## STATED EXERCISE
Skip every image and restate the data word for word.

┌────────

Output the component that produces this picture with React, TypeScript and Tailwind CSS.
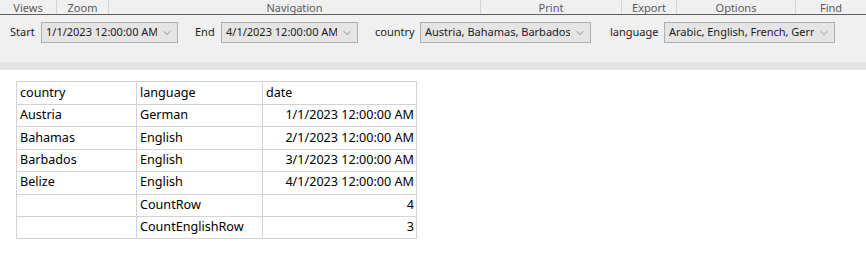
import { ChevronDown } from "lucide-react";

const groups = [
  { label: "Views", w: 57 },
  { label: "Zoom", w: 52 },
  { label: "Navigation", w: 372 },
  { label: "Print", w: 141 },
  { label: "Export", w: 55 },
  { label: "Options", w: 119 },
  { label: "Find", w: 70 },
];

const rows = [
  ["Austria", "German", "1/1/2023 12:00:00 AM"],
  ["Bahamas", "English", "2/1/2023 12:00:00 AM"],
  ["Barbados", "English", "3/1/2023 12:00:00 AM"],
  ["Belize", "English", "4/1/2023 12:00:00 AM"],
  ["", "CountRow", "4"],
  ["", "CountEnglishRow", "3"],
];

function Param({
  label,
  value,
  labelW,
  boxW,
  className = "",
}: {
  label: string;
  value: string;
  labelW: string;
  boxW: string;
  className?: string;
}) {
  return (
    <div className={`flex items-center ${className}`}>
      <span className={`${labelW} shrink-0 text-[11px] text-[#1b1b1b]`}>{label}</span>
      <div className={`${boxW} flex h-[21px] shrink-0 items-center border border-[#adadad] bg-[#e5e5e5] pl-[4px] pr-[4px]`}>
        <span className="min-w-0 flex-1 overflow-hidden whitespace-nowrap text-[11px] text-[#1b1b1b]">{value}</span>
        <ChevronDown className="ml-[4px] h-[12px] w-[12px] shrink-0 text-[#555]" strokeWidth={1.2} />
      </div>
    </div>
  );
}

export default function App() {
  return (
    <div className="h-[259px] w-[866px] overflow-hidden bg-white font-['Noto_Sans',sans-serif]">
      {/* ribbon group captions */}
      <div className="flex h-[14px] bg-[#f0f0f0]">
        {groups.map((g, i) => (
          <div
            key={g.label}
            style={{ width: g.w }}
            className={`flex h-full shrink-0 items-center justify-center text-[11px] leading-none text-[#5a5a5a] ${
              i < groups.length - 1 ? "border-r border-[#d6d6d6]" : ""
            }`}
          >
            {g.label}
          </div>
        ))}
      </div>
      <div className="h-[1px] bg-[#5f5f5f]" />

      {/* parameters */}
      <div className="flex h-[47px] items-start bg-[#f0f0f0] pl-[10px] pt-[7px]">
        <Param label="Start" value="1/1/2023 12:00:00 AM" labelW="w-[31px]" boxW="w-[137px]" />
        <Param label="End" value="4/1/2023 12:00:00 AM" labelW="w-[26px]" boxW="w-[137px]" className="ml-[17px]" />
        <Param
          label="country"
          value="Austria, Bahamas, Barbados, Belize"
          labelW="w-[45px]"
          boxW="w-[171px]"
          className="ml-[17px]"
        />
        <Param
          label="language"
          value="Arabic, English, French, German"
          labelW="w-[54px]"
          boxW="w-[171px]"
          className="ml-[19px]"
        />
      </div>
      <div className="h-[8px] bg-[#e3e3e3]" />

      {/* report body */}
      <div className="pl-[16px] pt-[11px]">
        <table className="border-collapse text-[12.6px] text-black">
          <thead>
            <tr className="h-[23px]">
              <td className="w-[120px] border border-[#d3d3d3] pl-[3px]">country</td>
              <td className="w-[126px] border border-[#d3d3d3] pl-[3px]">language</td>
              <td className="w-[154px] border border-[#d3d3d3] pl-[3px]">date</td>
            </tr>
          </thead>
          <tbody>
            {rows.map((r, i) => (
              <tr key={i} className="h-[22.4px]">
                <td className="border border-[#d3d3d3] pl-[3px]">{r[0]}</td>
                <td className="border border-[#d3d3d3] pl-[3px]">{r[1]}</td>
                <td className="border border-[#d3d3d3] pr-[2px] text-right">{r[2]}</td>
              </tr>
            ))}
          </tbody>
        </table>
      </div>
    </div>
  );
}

└────────

## SOLUTION TO THE PROBLEM
Output the component that produces this picture with React, TypeScript and Tailwind CSS.
import { ChevronDown } from "lucide-react";

const groups = [
  { label: "Views", w: 57 },
  { label: "Zoom", w: 52 },
  { label: "Navigation", w: 372 },
  { label: "Print", w: 141 },
  { label: "Export", w: 55 },
  { label: "Options", w: 119 },
  { label: "Find", w: 70 },
];

const rows = [
  ["Austria", "German", "1/1/2023 12:00:00 AM"],
  ["Bahamas", "English", "2/1/2023 12:00:00 AM"],
  ["Barbados", "English", "3/1/2023 12:00:00 AM"],
  ["Belize", "English", "4/1/2023 12:00:00 AM"],
  ["", "CountRow", "4"],
  ["", "CountEnglishRow", "3"],
];

function Param({
  label,
  value,
  labelW,
  boxW,
  className = "",
}: {
  label: string;
  value: string;
  labelW: string;
  boxW: string;
  className?: string;
}) {
  return (
    <div className={`flex items-center ${className}`}>
      <span className={`${labelW} shrink-0 text-[11px] text-[#1b1b1b]`}>{label}</span>
      <div className={`${boxW} flex h-[21px] shrink-0 items-center border border-[#adadad] bg-[#e5e5e5] pl-[4px] pr-[4px]`}>
        <span className="min-w-0 flex-1 overflow-hidden whitespace-nowrap text-[11px] text-[#1b1b1b]">{value}</span>
        <ChevronDown className="ml-[4px] h-[12px] w-[12px] shrink-0 text-[#555]" strokeWidth={1.2} />
      </div>
    </div>
  );
}

export default function App() {
  return (
    <div className="h-[259px] w-[866px] overflow-hidden bg-white font-['Noto_Sans',sans-serif]">
      {/* ribbon group captions */}
      <div className="flex h-[14px] bg-[#f0f0f0]">
        {groups.map((g, i) => (
          <div
            key={g.label}
            style={{ width: g.w }}
            className={`flex h-full shrink-0 items-center justify-center text-[11px] leading-none text-[#5a5a5a] ${
              i < groups.length - 1 ? "border-r border-[#d6d6d6]" : ""
            }`}
          >
            {g.label}
          </div>
        ))}
      </div>
      <div className="h-[1px] bg-[#5f5f5f]" />

      {/* parameters */}
      <div className="flex h-[47px] items-start bg-[#f0f0f0] pl-[10px] pt-[7px]">
        <Param label="Start" value="1/1/2023 12:00:00 AM" labelW="w-[31px]" boxW="w-[137px]" />
        <Param label="End" value="4/1/2023 12:00:00 AM" labelW="w-[26px]" boxW="w-[137px]" className="ml-[17px]" />
        <Param
          label="country"
          value="Austria, Bahamas, Barbados, Belize"
          labelW="w-[45px]"
          boxW="w-[171px]"
          className="ml-[17px]"
        />
        <Param
          label="language"
          value="Arabic, English, French, German"
          labelW="w-[54px]"
          boxW="w-[171px]"
          className="ml-[19px]"
        />
      </div>
      <div className="h-[8px] bg-[#e3e3e3]" />

      {/* report body */}
      <div className="pl-[16px] pt-[11px]">
        <table className="border-collapse text-[12.6px] text-black">
          <thead>
            <tr className="h-[23px]">
              <td className="w-[120px] border border-[#d3d3d3] pl-[3px]">country</td>
              <td className="w-[126px] border border-[#d3d3d3] pl-[3px]">language</td>
              <td className="w-[154px] border border-[#d3d3d3] pl-[3px]">date</td>
            </tr>
          </thead>
          <tbody>
            {rows.map((r, i) => (
              <tr key={i} className="h-[22.4px]">
                <td className="border border-[#d3d3d3] pl-[3px]">{r[0]}</td>
                <td className="border border-[#d3d3d3] pl-[3px]">{r[1]}</td>
                <td className="border border-[#d3d3d3] pr-[2px] text-right">{r[2]}</td>
              </tr>
            ))}
          </tbody>
        </table>
      </div>
    </div>
  );
}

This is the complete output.